Thanks for saving me from the temptation to see this film. We chose Motherless Brooklyn instead, and came away enthralled with the suspense and the remarkable performance of Edward Norton.
My experience of this film mirrors your own, Andrew, that of a grisly endurance test. When the lights (mercifully, finally) came on at the end I looked around at the audience….to a person they were sort of stunned, and then there was the manic laughter of relief. I was reminded of various hair raising flights I have endured where all the passengers clapped and cheered when the plane achieved terra firma: we survived!!!
Yes, Mary, there we are in our little silos, all cocooned in our own seats and consciousness in the dark, trying to follow silently along with the cascade of imagery, noise and narrative, and then the credits roll and the lights come on and we come to and blink and have to take note of each other, and, in a movie like this one, squelch the impulse to shake our neighbor or shout out to a stranger, “Wow, did you just see and experience what I just did?!?!?!?!?!”
You’ve saved me $15.50 (senior matinee price for two) and 119 minutes.
I remember watching “Beyond the Valley of the Dolls” and at one point the film switched from horror to farce for me. I think it was when a severed head rolled down the stairs and I laughed out loud in the theatre to many turned heads and frowns. It didn’t take long before many others joined in with their own guffaws.
Robert, given how many people I heard that from, I’m tempted to start some sort of review service focusing on “Movies You Shouldn’t See” and then charging a commish on the money people save. What’s your take on that as a niche business???
Kirk, I think I may have seen the pre-Beyond “Valley of the Dolls” but if admittedly hazy memory serves correctly, I’m thinking if you plunked good money down for “Beyond…” you probably deserved anything it dished up for you!
P.S. Thank you for using “guffaws” in a sentence. Much appreciated.

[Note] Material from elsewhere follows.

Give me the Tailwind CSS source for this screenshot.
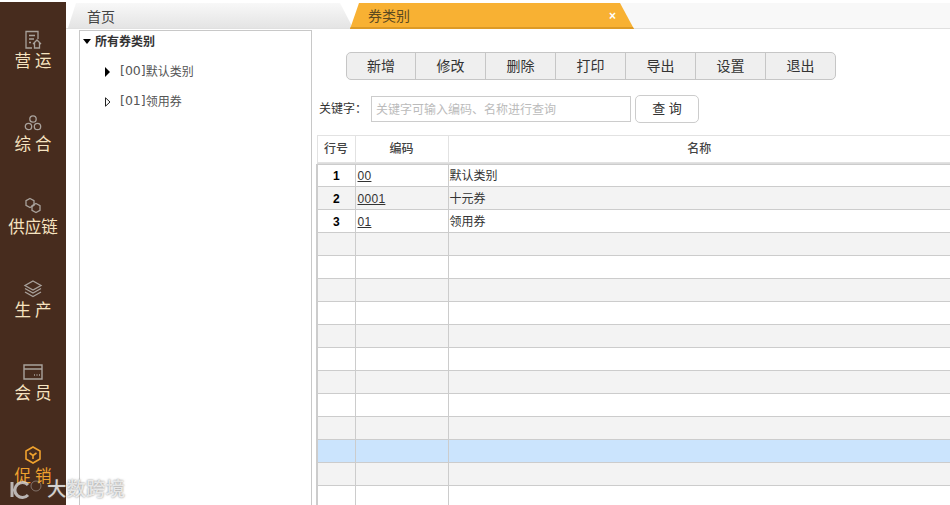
<!DOCTYPE html>
<html lang="zh">
<head>
    <meta charset="UTF-8">
    <title>券类别</title>
    <script src="https://cdn.jsdelivr.net/npm/@tailwindcss/browser@4"></script>
</head>
<body class="h-[505px] w-[950px] overflow-hidden bg-white font-['Liberation_Sans','Noto_Sans_CJK_SC',sans-serif] text-[12px] text-[#333]">
<div class="relative flex h-[505px] w-[950px] overflow-hidden pt-[2px]">
    <!-- Sidebar -->
    <aside class="flex h-[503px] w-[66px] shrink-0 flex-col items-center overflow-hidden bg-[#472c1e] pt-[28px] text-[16.5px] leading-[20px] text-[#f6e3c0]">
        <a class="flex h-[83px] shrink-0 flex-col items-center">
            <svg class="h-[20px] w-[20px]" viewBox="0 0 20 20" fill="none" stroke="#a9a29c" stroke-width="1.300"><path d="M9 18H3V1.500h12V9M6 5.500h6M6 9h5M6 12.500h2M10 14l4-4 4 4M11.500 13v5h5v-5"/></svg>
            <span class="mt-[1px] pl-[4px] tracking-[4px]">营运</span>
        </a>
        <a class="flex h-[83px] shrink-0 flex-col items-center">
            <svg class="h-[20px] w-[20px]" viewBox="0 0 20 20" fill="none" stroke="#a9a29c" stroke-width="1.300"><circle cx="10" cy="6" r="3.200"/><circle cx="5.500" cy="13.500" r="3.200"/><circle cx="14.500" cy="13.500" r="3.200"/></svg>
            <span class="mt-[1px] pl-[4px] tracking-[4px]">综合</span>
        </a>
        <a class="flex h-[83px] shrink-0 flex-col items-center">
            <svg class="h-[20px] w-[20px]" viewBox="0 0 20 20" fill="none" stroke="#a9a29c" stroke-width="1.300"><path d="M7 2.500l4 2.200v4.600l-4 2.200-4-2.200V4.700z"/><path d="M13 7.500l4 2.200v4.600l-4 2.200-4-2.200V9.700z"/></svg>
            <span class="mt-[1px]">供应链</span>
        </a>
        <a class="flex h-[83px] shrink-0 flex-col items-center">
            <svg class="h-[20px] w-[20px]" viewBox="0 0 20 20" fill="none" stroke="#a9a29c" stroke-width="1.300"><path d="M10 2l8 4.500-8 4.500-8-4.500z"/><path d="M2 9.500l8 4.500 8-4.500M2 13l8 4.500 8-4.500"/></svg>
            <span class="mt-[1px] pl-[4px] tracking-[4px]">生产</span>
        </a>
        <a class="flex h-[83px] shrink-0 flex-col items-center">
            <svg class="h-[20px] w-[20px]" viewBox="0 0 20 20" fill="none" stroke="#a9a29c" stroke-width="1.400"><path d="M1 3h18v14H1zM1 7h18"/><path d="M11 13h1M13.500 13h1M16 13h1" stroke-width="1.500"/></svg>
            <span class="mt-[1px] pl-[4px] tracking-[4px]">会员</span>
        </a>
        <a class="flex h-[83px] shrink-0 flex-col items-center text-[#f0a22e]">
            <svg class="h-[20px] w-[20px]" viewBox="0 0 20 20" fill="none" stroke="#f0a22e" stroke-width="1.600"><path d="M10 2l7 4v8l-7 4-7-4V6z"/><path d="M6.500 8l3.500 2.500L13.500 8M10 10.500V14"/></svg>
            <span class="mt-[1px] pl-[4px] tracking-[4px]">促销</span>
        </a>
    </aside>

    <!-- Main -->
    <div class="flex min-w-0 flex-1 flex-col">
        <!-- Tabs -->
        <div class="flex h-[27px] shrink-0 border-b border-[#e0e0e0] pl-[2px] pt-[1px]">
            <div class="h-[25px] w-[285px] shrink-0 bg-gradient-to-b from-[#f8f8f8] to-[#e4e4e4] pl-[19px] text-[14px] leading-[28px] text-[#444] [clip-path:polygon(8px_0,272px_0,285px_100%,0_100%)]">首页</div>
            <div class="relative z-10 -ml-[3px] flex h-[26px] w-[285px] shrink-0 items-center justify-between border-b-2 border-[#dd9a26] bg-[#f8b133] pl-[18px] pr-[19px] pt-[2px] text-[14px] text-[#5d4a20] [clip-path:polygon(9px_0,270px_0,284px_100%,0_100%)]">
                <span>券类别</span>
                <span class="text-[12px] font-bold leading-none text-white">×</span>
            </div>
            <div class="-ml-[16px] h-[25px] flex-1 bg-[#f8f8f8]"></div>
        </div>

        <div class="flex min-h-0 flex-1">
            <!-- Tree -->
            <div class="ml-[13px] mt-[1px] h-[480px] w-[233px] shrink-0 border border-[#c8c8c8] text-[#555]">
                <div class="flex h-[21px] items-center pl-[3px] font-bold text-[#333]">
                    <span class="mr-[4px] h-0 w-0 border-x-[4px] border-t-[5px] border-x-transparent border-t-black"></span>所有券类别
                </div>
                <div class="mt-[9px] flex h-[21px] items-center pl-[25px]">
                    <span class="mr-[10px] h-0 w-0 border-y-[5px] border-l-[5px] border-y-transparent border-l-black"></span><span class="font-['DejaVu_Sans'] text-[12.5px]">[00]</span>默认类别
                </div>
                <div class="mt-[9px] flex h-[21px] items-center pl-[25px]">
                    <svg class="mr-[9px] h-[10px] w-[6px]" viewBox="0 0 6 10" fill="none" stroke="#222"><path d="M.5 .8L5 5 .5 9.200z"/></svg><span class="font-['DejaVu_Sans'] text-[12.5px]">[01]</span>领用券
                </div>
            </div>

            <!-- Content -->
            <div class="ml-[5px] min-w-0 flex-1">
                <div class="ml-[29px] mt-[23px] flex h-[28px] w-[490px] overflow-hidden rounded-[5px] border border-[#c6c6c6] bg-[#efefef] text-[14px] text-[#333]">
                    <button class="w-[69px] border-r border-[#c6c6c6]">新增</button>
                    <button class="w-[70px] border-r border-[#c6c6c6]">修改</button>
                    <button class="w-[70px] border-r border-[#c6c6c6]">删除</button>
                    <button class="w-[70px] border-r border-[#c6c6c6]">打印</button>
                    <button class="w-[70px] border-r border-[#c6c6c6]">导出</button>
                    <button class="w-[70px] border-r border-[#c6c6c6]">设置</button>
                    <button class="flex-1">退出</button>
                </div>
                <div class="mt-[15px] flex h-[28px] items-center pl-[2px]">
                    <span class="w-[52px] text-[#333]">关键字：</span>
                    <input class="h-[26px] w-[260px] border border-[#ccc] px-[4px] pt-[1px] text-[12px] placeholder:text-[#bbb]" placeholder="关键字可输入编码、名称进行查询">
                    <button class="ml-[4px] h-[28px] w-[64px] rounded-[5px] border border-[#ccc] bg-white text-[13px] text-[#333]">查 询</button>
                </div>

                <!-- Grid -->
                <table class="-ml-[1px] mt-[12px] w-[634px] table-fixed border-collapse text-[12px] leading-[20px]">
                    <colgroup><col class="w-[38px]"><col class="w-[93px]"><col></colgroup>
                    <thead>
                        <tr class="h-[27px] border-y border-[#e2e2e2] text-center font-medium text-[#444]">
                            <th class="border-x border-[#e2e2e2] font-medium">行号</th><th class="border-x border-[#e2e2e2] font-medium">编码</th><th class="font-medium">名称</th>
                        </tr>
                        <tr class="h-[2px] bg-[#dcdcdc]"><th colspan="3" class="p-0 text-[0px] leading-[0]"></th></tr>
                    </thead>
                    <tbody>
                        <tr class="h-[22px] bg-white"><td class="border border-l-2 border-[#ccc] text-center font-bold text-black">1</td><td class="border border-[#ccc] pl-[2px] tracking-[0.3px]"><u>00</u></td><td class="border-y border-[#ccc] pl-[1px]">默认类别</td></tr>
                        <tr class="h-[23px] bg-[#f3f3f3]"><td class="border border-l-2 border-[#ccc] pt-[1px] text-center font-bold text-black">2</td><td class="border border-[#ccc] pl-[2px] pt-[1px] tracking-[0.3px]"><u>0001</u></td><td class="border-y border-[#ccc] pl-[1px] pt-[1px]">十元券</td></tr>
                        <tr class="h-[23px] bg-white"><td class="border border-l-2 border-[#ccc] pt-[1px] text-center font-bold text-black">3</td><td class="border border-[#ccc] pl-[2px] pt-[1px] tracking-[0.3px]"><u>01</u></td><td class="border-y border-[#ccc] pl-[1px] pt-[1px]">领用券</td></tr>
                        <tr class="h-[23px] bg-[#f3f3f3]"><td class="border border-l-2 border-[#ccc]"></td><td class="border border-[#ccc]"></td><td class="border-y border-[#ccc]"></td></tr>
                        <tr class="h-[23px] bg-white"><td class="border border-l-2 border-[#ccc]"></td><td class="border border-[#ccc]"></td><td class="border-y border-[#ccc]"></td></tr>
                        <tr class="h-[23px] bg-[#f3f3f3]"><td class="border border-l-2 border-[#ccc]"></td><td class="border border-[#ccc]"></td><td class="border-y border-[#ccc]"></td></tr>
                        <tr class="h-[23px] bg-white"><td class="border border-l-2 border-[#ccc]"></td><td class="border border-[#ccc]"></td><td class="border-y border-[#ccc]"></td></tr>
                        <tr class="h-[23px] bg-[#f3f3f3]"><td class="border border-l-2 border-[#ccc]"></td><td class="border border-[#ccc]"></td><td class="border-y border-[#ccc]"></td></tr>
                        <tr class="h-[23px] bg-white"><td class="border border-l-2 border-[#ccc]"></td><td class="border border-[#ccc]"></td><td class="border-y border-[#ccc]"></td></tr>
                        <tr class="h-[23px] bg-[#f3f3f3]"><td class="border border-l-2 border-[#ccc]"></td><td class="border border-[#ccc]"></td><td class="border-y border-[#ccc]"></td></tr>
                        <tr class="h-[23px] bg-white"><td class="border border-l-2 border-[#ccc]"></td><td class="border border-[#ccc]"></td><td class="border-y border-[#ccc]"></td></tr>
                        <tr class="h-[23px] bg-[#f3f3f3]"><td class="border border-l-2 border-[#ccc]"></td><td class="border border-[#ccc]"></td><td class="border-y border-[#ccc]"></td></tr>
                        <tr class="h-[23px] bg-[#cbe4fd]"><td class="border border-l-2 border-[#ccc]"></td><td class="border border-[#ccc]"></td><td class="border-y border-[#ccc]"></td></tr>
                        <tr class="h-[23px] bg-[#f3f3f3]"><td class="border border-l-2 border-[#ccc]"></td><td class="border border-[#ccc]"></td><td class="border-y border-[#ccc]"></td></tr>
                        <tr class="h-[23px] bg-white"><td class="border border-l-2 border-[#ccc]"></td><td class="border border-[#ccc]"></td><td class="border-y border-[#ccc]"></td></tr>
                    </tbody>
                </table>
            </div>
        </div>
    </div>

    <!-- Watermark -->
    <div class="pointer-events-none absolute left-[9px] top-[475px] flex items-center text-[19.5px] font-medium text-white/75 [text-shadow:0_0_2px_rgba(90,90,90,0.8)]">
        <svg class="mr-[2px] h-[24px] w-[36px]" viewBox="0 0 36 24" fill="none" stroke="#d8d8d8" stroke-opacity="0.8" stroke-width="3"><path d="M3 4v15M19 7a7.500 7.500 0 1 0 0 10"/><circle cx="27" cy="8" r="5" stroke-width="1" stroke-opacity="0.4"/></svg>
        <span>大数跨境</span>
    </div>
</div>
</body>
</html>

I am with Robert & Mary here! – also checked Rotten Tomatoes and they had it: Critics 92% – Audience: 70%, kind of sums it up … while we just went to see a very flawed but still worthwhile Harriet, RT had it just reversed; Critics – 72% and Audience: 97% – here I have to go with crowd sourcing – Harriet is worth it just for the performance of Cynthia Erivo and the musical score of Terrance Blanchard! I guess it comes down to what we are looking for in terms of why we go to a movie… expanding on Bruce’s criteria thanks to Wayans, one could add “inspiration” to the list perhaps, Harriet had this to be sure!
Drew, not a bad idea to transform yourself every now and then into a film critic. I’m pretty confident that I would find your analysis/recommendation more on the money than most of the film reviewers today. It would also be interesting to open discussions on old, rare or foreign films which so many present day movie goers still ignore or have never had the opportunity of seeing them. Finally, often the comments in Traversing create a life of their own and provide us all with “new” ideas.
I lived in Germany for 4 years in the mid-to-late 70’s, and I had a big flashback watching the trailer to “Lighthouse.” I watched grim, dark, interesting and often-depressing movies steadily through those years, and beyond. I loved them. They stood (and still stand) in stark contrast to most films made in the USA; I came back in 1978 and couldn’t sit through a popular movie here. So superficial, shallow, mindless! Then *Superman* was released and I let go of all my critical faculties and *loved* it. That’s when I learned how to enjoy American movies.
The cinematography and the sound of the trailer reminded me of Nosferatu (from the 20’s) and “M” (30’s), some of the roots of many of the great German films from the 70’s.
I wonder if Lighthouse is intentional in that mirroring. Makes me sort of curious to see it – when it is online!